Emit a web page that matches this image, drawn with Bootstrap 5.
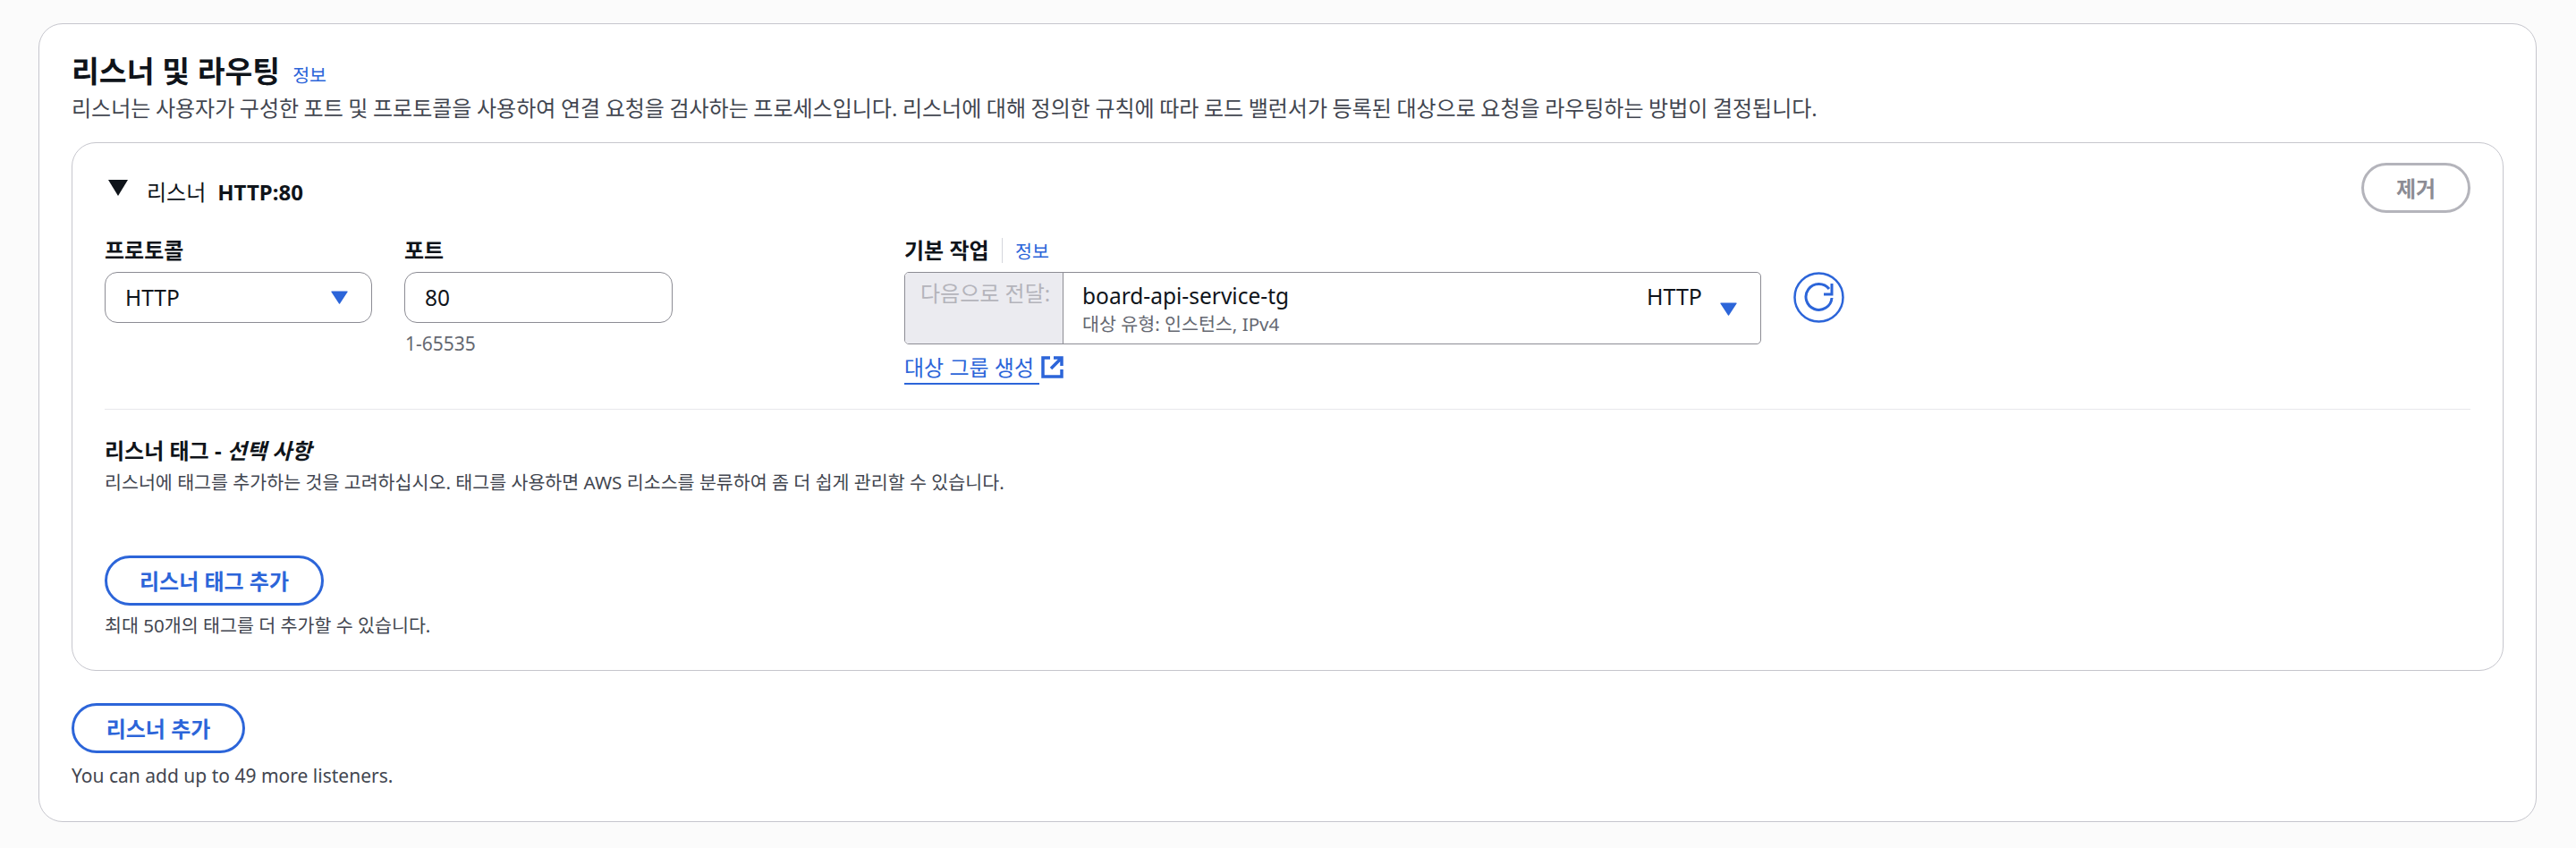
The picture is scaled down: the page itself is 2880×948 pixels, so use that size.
<!DOCTYPE html>
<html lang="ko">
<head>
<meta charset="utf-8">
<title>리스너 및 라우팅</title>
<link rel="stylesheet" href="https://cdn.jsdelivr.net/npm/bootstrap@5.3.0/dist/css/bootstrap.min.css">
<style>
html,body{height:100%}
body{background:#fbfbfb;color:#0f141a;font-family:"Noto Sans","Noto Sans CJK KR",sans-serif;font-size:24px;line-height:34px;padding:26px 44px 29px 43px;overflow:hidden}
a{color:#2c65d9;text-decoration:none}
.shell{background:#fff;border:1.5px solid #c6c6cd;border-radius:27px;padding:29px 36px 0 36px;height:893px}
.ttl{font-size:33.5px;font-weight:700;line-height:46px;margin:0}
.info-link{font-size:20.6px;font-weight:400;line-height:28px}
.ttl .info-link{margin-left:14px}
.desc{color:#424650;margin:0;line-height:38px;word-spacing:-.66px}
.panel{background:#fff;border:1.5px solid #c6c6cd;border-radius:27px;height:591px;margin-top:19px;padding:22px 36px 0}
.head-row{height:56px}
.tri-head{width:22px;height:18px;margin:19px 21px 0 4px;flex:none}
.head-txt{margin-top:16px}
.head-num{margin-left:13px}
.lbl{font-weight:700;line-height:34px;margin:2px 0 0}
.fields{margin-top:23px;height:196px}
.col-proto{width:299px;margin-right:36px}
.col-port{width:300px;margin-right:259px}
.col-action{width:958px;margin-right:36px}
.ctl{height:57px;border:1.5px solid #8c8c94;border-radius:14px;font-size:24.5px;color:#0f141a;padding:0 22px;box-shadow:none;margin-top:7px;line-height:34px}
.form-select.ctl{padding:0 22px;background-position:right 26px center;background-size:19px 15px;background-image:url("data:image/svg+xml,%3Csvg xmlns='http://www.w3.org/2000/svg' viewBox='0 0 19 15'%3E%3Cpath d='M1 .5h17a.7.7 0 0 1 .5 1.100L10 14.500a.7.7 0 0 1-1 0L.5 1.600A.7.7 0 0 1 1 .5z' fill='%232c65d9'/%3E%3C/svg%3E")}
.hint{font-size:21px;line-height:28px;color:#656871;margin:9px 0 0 1px}
.vsep{width:1.5px;height:28px;background:#d5d6dc;margin:2px 14px 0 14px}
.tg-box{height:81px;border:1.5px solid #8c8c94;border-radius:5px;margin-top:7px;overflow:hidden}
.tg-pre{width:177px;background:#ebebf0;color:#b4b4bb;border-right:1.5px solid #8c8c94;padding:6px 0 0 17px;white-space:nowrap;line-height:34px;flex:none}
.tg-main{padding:9px 26px 0 21px}
.tg-name{font-size:24.5px}
.tg-sub{font-size:20.6px;line-height:28px;color:#656871}
.tg-proto{margin-right:20px;line-height:34px;font-size:25px}
.tg-caret{width:19px;height:15px;margin-top:24px;flex:none}
.spin{width:57px;height:57px;margin-top:43px;flex:none}
.new-link{margin-top:9px;line-height:34px}
.new-link .und{border-bottom:2.5px solid #2c65d9;padding-bottom:1px}
.new-link svg{width:25px;height:25px;margin-left:2px;vertical-align:-3px}
.rule{border:0;border-top:1.5px solid #e8e8ec;opacity:1;margin:0}
.tagsec{margin-top:29px}
.tagttl{font-weight:700;line-height:34px;margin:0}
.small-note{font-size:20.6px;line-height:28px;color:#424650;margin:0}
.small-note.lift{margin-top:4px}
.small-note.latin{font-size:21px}
.btn-ol{--bs-btn-padding-x:0;height:56px;border:3px solid #2c65d9;border-radius:28px;background:#fff;color:#2c65d9;font-size:24px;font-weight:700;line-height:34px;padding:1.5px 0 0}
.btn-ol:hover{background:#fff;color:#2c65d9;border-color:#2c65d9}
.btn-tag{width:245px;margin-top:68px;display:block}
.btn-add{width:194px;margin-top:36px;display:block}
.btn-ol.disabled,.btn-ol:disabled{border-color:#b4b4bb;color:#8c8c94;background:#fff;opacity:1}
.btn-rm{width:122px}
.under{margin-top:8px}
.under-2{margin-top:11px}
</style>
</head>
<body>
<section class="shell">
  <h2 class="ttl">리스너 및 라우팅<a class="info-link" href="#">정보</a></h2>
  <p class="desc">리스너는 사용자가 구성한 포트 및 프로토콜을 사용하여 연결 요청을 검사하는 프로세스입니다. 리스너에 대해 정의한 규칙에 따라 로드 밸런서가 등록된 대상으로 요청을 라우팅하는 방법이 결정됩니다.</p>

  <div class="panel">
    <div class="head-row d-flex align-items-start">
      <svg class="tri-head" viewBox="0 0 22 18"><path d="M0 0h22L11 18z" fill="#0f141a"/></svg>
      <span class="head-txt">리스너</span><strong class="head-txt head-num">HTTP:80</strong>
      <button class="btn btn-ol btn-rm ms-auto" type="button" disabled>제거</button>
    </div>

    <div class="fields d-flex">
      <div class="col-proto">
        <label class="lbl d-block" for="proto">프로토콜</label>
        <select class="form-select ctl" id="proto"><option>HTTP</option></select>
      </div>
      <div class="col-port">
        <label class="lbl d-block" for="port">포트</label>
        <input class="form-control ctl" id="port" value="80">
        <p class="hint">1-65535</p>
      </div>
      <div class="col-action">
        <div class="d-flex align-items-center"><span class="lbl">기본 작업</span><span class="vsep"></span><a class="info-link mt-1" href="#">정보</a></div>
        <div class="tg-box d-flex">
          <div class="tg-pre">다음으로 전달:</div>
          <div class="tg-main flex-grow-1 d-flex">
            <div class="flex-grow-1">
              <div class="tg-name">board-api-service-tg</div>
              <div class="tg-sub">대상 유형: 인스턴스, IPv4</div>
            </div>
            <span class="tg-proto">HTTP</span>
            <svg class="tg-caret" viewBox="0 0 19 15"><path d="M1 .5h17a.7.7 0 0 1 .5 1.100L10 14.500a.7.7 0 0 1-1 0L.5 1.600A.7.7 0 0 1 1 .5z" fill="#2c65d9"/></svg>
          </div>
        </div>
        <div class="new-link"><a href="#"><span class="und">대상 그룹 생성&nbsp;</span><svg viewBox="0 0 25 25" fill="none" stroke="#2c65d9" stroke-width="3.500"><path d="M10 2H2v21h21v-8"/><path d="M11 14 22 3M14 2h9v9"/></svg></a></div>
      </div>
      <svg class="spin" viewBox="0 0 57 57" fill="none" stroke="#2c65d9" stroke-width="2.500"><circle cx="28.500" cy="28.500" r="27"/><path d="M40 19A14.500 14.500 0 1 0 43 29" stroke-width="3"/><path d="M43 13v12H34" stroke-width="3"/></svg>
    </div>

    <hr class="rule">
    <div class="tagsec">
      <p class="tagttl">리스너 태그 - <em>선택 사항</em></p>
      <p class="small-note lift">리스너에 태그를 추가하는 것을 고려하십시오. 태그를 사용하면 AWS 리소스를 분류하여 좀 더 쉽게 관리할 수 있습니다.</p>
      <button class="btn btn-ol btn-tag" type="button">리스너 태그 추가</button>
      <p class="small-note under">최대 50개의 태그를 더 추가할 수 있습니다.</p>
    </div>
  </div>

  <button class="btn btn-ol btn-add" type="button">리스너 추가</button>
  <p class="small-note latin under-2">You can add up to 49 more listeners.</p>
</section>
<script src="https://cdn.jsdelivr.net/npm/bootstrap@5.3.0/dist/js/bootstrap.bundle.min.js"></script>
</body>
</html>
☆ ☆ ☆ ☆
→ What is needed
Set down all the data again exactly as above, pictures excluded.

→ The output
Emit a web page that matches this image, drawn with Bootstrap 5.
The picture is scaled down: the page itself is 2880×948 pixels, so use that size.
<!DOCTYPE html>
<html lang="ko">
<head>
<meta charset="utf-8">
<title>리스너 및 라우팅</title>
<link rel="stylesheet" href="https://cdn.jsdelivr.net/npm/bootstrap@5.3.0/dist/css/bootstrap.min.css">
<style>
html,body{height:100%}
body{background:#fbfbfb;color:#0f141a;font-family:"Noto Sans","Noto Sans CJK KR",sans-serif;font-size:24px;line-height:34px;padding:26px 44px 29px 43px;overflow:hidden}
a{color:#2c65d9;text-decoration:none}
.shell{background:#fff;border:1.5px solid #c6c6cd;border-radius:27px;padding:29px 36px 0 36px;height:893px}
.ttl{font-size:33.5px;font-weight:700;line-height:46px;margin:0}
.info-link{font-size:20.6px;font-weight:400;line-height:28px}
.ttl .info-link{margin-left:14px}
.desc{color:#424650;margin:0;line-height:38px;word-spacing:-.66px}
.panel{background:#fff;border:1.5px solid #c6c6cd;border-radius:27px;height:591px;margin-top:19px;padding:22px 36px 0}
.head-row{height:56px}
.tri-head{width:22px;height:18px;margin:19px 21px 0 4px;flex:none}
.head-txt{margin-top:16px}
.head-num{margin-left:13px}
.lbl{font-weight:700;line-height:34px;margin:2px 0 0}
.fields{margin-top:23px;height:196px}
.col-proto{width:299px;margin-right:36px}
.col-port{width:300px;margin-right:259px}
.col-action{width:958px;margin-right:36px}
.ctl{height:57px;border:1.5px solid #8c8c94;border-radius:14px;font-size:24.5px;color:#0f141a;padding:0 22px;box-shadow:none;margin-top:7px;line-height:34px}
.form-select.ctl{padding:0 22px;background-position:right 26px center;background-size:19px 15px;background-image:url("data:image/svg+xml,%3Csvg xmlns='http://www.w3.org/2000/svg' viewBox='0 0 19 15'%3E%3Cpath d='M1 .5h17a.7.7 0 0 1 .5 1.100L10 14.500a.7.7 0 0 1-1 0L.5 1.600A.7.7 0 0 1 1 .5z' fill='%232c65d9'/%3E%3C/svg%3E")}
.hint{font-size:21px;line-height:28px;color:#656871;margin:9px 0 0 1px}
.vsep{width:1.5px;height:28px;background:#d5d6dc;margin:2px 14px 0 14px}
.tg-box{height:81px;border:1.5px solid #8c8c94;border-radius:5px;margin-top:7px;overflow:hidden}
.tg-pre{width:177px;background:#ebebf0;color:#b4b4bb;border-right:1.5px solid #8c8c94;padding:6px 0 0 17px;white-space:nowrap;line-height:34px;flex:none}
.tg-main{padding:9px 26px 0 21px}
.tg-name{font-size:24.5px}
.tg-sub{font-size:20.6px;line-height:28px;color:#656871}
.tg-proto{margin-right:20px;line-height:34px;font-size:25px}
.tg-caret{width:19px;height:15px;margin-top:24px;flex:none}
.spin{width:57px;height:57px;margin-top:43px;flex:none}
.new-link{margin-top:9px;line-height:34px}
.new-link .und{border-bottom:2.5px solid #2c65d9;padding-bottom:1px}
.new-link svg{width:25px;height:25px;margin-left:2px;vertical-align:-3px}
.rule{border:0;border-top:1.5px solid #e8e8ec;opacity:1;margin:0}
.tagsec{margin-top:29px}
.tagttl{font-weight:700;line-height:34px;margin:0}
.small-note{font-size:20.6px;line-height:28px;color:#424650;margin:0}
.small-note.lift{margin-top:4px}
.small-note.latin{font-size:21px}
.btn-ol{--bs-btn-padding-x:0;height:56px;border:3px solid #2c65d9;border-radius:28px;background:#fff;color:#2c65d9;font-size:24px;font-weight:700;line-height:34px;padding:1.5px 0 0}
.btn-ol:hover{background:#fff;color:#2c65d9;border-color:#2c65d9}
.btn-tag{width:245px;margin-top:68px;display:block}
.btn-add{width:194px;margin-top:36px;display:block}
.btn-ol.disabled,.btn-ol:disabled{border-color:#b4b4bb;color:#8c8c94;background:#fff;opacity:1}
.btn-rm{width:122px}
.under{margin-top:8px}
.under-2{margin-top:11px}
</style>
</head>
<body>
<section class="shell">
  <h2 class="ttl">리스너 및 라우팅<a class="info-link" href="#">정보</a></h2>
  <p class="desc">리스너는 사용자가 구성한 포트 및 프로토콜을 사용하여 연결 요청을 검사하는 프로세스입니다. 리스너에 대해 정의한 규칙에 따라 로드 밸런서가 등록된 대상으로 요청을 라우팅하는 방법이 결정됩니다.</p>

  <div class="panel">
    <div class="head-row d-flex align-items-start">
      <svg class="tri-head" viewBox="0 0 22 18"><path d="M0 0h22L11 18z" fill="#0f141a"/></svg>
      <span class="head-txt">리스너</span><strong class="head-txt head-num">HTTP:80</strong>
      <button class="btn btn-ol btn-rm ms-auto" type="button" disabled>제거</button>
    </div>

    <div class="fields d-flex">
      <div class="col-proto">
        <label class="lbl d-block" for="proto">프로토콜</label>
        <select class="form-select ctl" id="proto"><option>HTTP</option></select>
      </div>
      <div class="col-port">
        <label class="lbl d-block" for="port">포트</label>
        <input class="form-control ctl" id="port" value="80">
        <p class="hint">1-65535</p>
      </div>
      <div class="col-action">
        <div class="d-flex align-items-center"><span class="lbl">기본 작업</span><span class="vsep"></span><a class="info-link mt-1" href="#">정보</a></div>
        <div class="tg-box d-flex">
          <div class="tg-pre">다음으로 전달:</div>
          <div class="tg-main flex-grow-1 d-flex">
            <div class="flex-grow-1">
              <div class="tg-name">board-api-service-tg</div>
              <div class="tg-sub">대상 유형: 인스턴스, IPv4</div>
            </div>
            <span class="tg-proto">HTTP</span>
            <svg class="tg-caret" viewBox="0 0 19 15"><path d="M1 .5h17a.7.7 0 0 1 .5 1.100L10 14.500a.7.7 0 0 1-1 0L.5 1.600A.7.7 0 0 1 1 .5z" fill="#2c65d9"/></svg>
          </div>
        </div>
        <div class="new-link"><a href="#"><span class="und">대상 그룹 생성&nbsp;</span><svg viewBox="0 0 25 25" fill="none" stroke="#2c65d9" stroke-width="3.500"><path d="M10 2H2v21h21v-8"/><path d="M11 14 22 3M14 2h9v9"/></svg></a></div>
      </div>
      <svg class="spin" viewBox="0 0 57 57" fill="none" stroke="#2c65d9" stroke-width="2.500"><circle cx="28.500" cy="28.500" r="27"/><path d="M40 19A14.500 14.500 0 1 0 43 29" stroke-width="3"/><path d="M43 13v12H34" stroke-width="3"/></svg>
    </div>

    <hr class="rule">
    <div class="tagsec">
      <p class="tagttl">리스너 태그 - <em>선택 사항</em></p>
      <p class="small-note lift">리스너에 태그를 추가하는 것을 고려하십시오. 태그를 사용하면 AWS 리소스를 분류하여 좀 더 쉽게 관리할 수 있습니다.</p>
      <button class="btn btn-ol btn-tag" type="button">리스너 태그 추가</button>
      <p class="small-note under">최대 50개의 태그를 더 추가할 수 있습니다.</p>
    </div>
  </div>

  <button class="btn btn-ol btn-add" type="button">리스너 추가</button>
  <p class="small-note latin under-2">You can add up to 49 more listeners.</p>
</section>
<script src="https://cdn.jsdelivr.net/npm/bootstrap@5.3.0/dist/js/bootstrap.bundle.min.js"></script>
</body>
</html>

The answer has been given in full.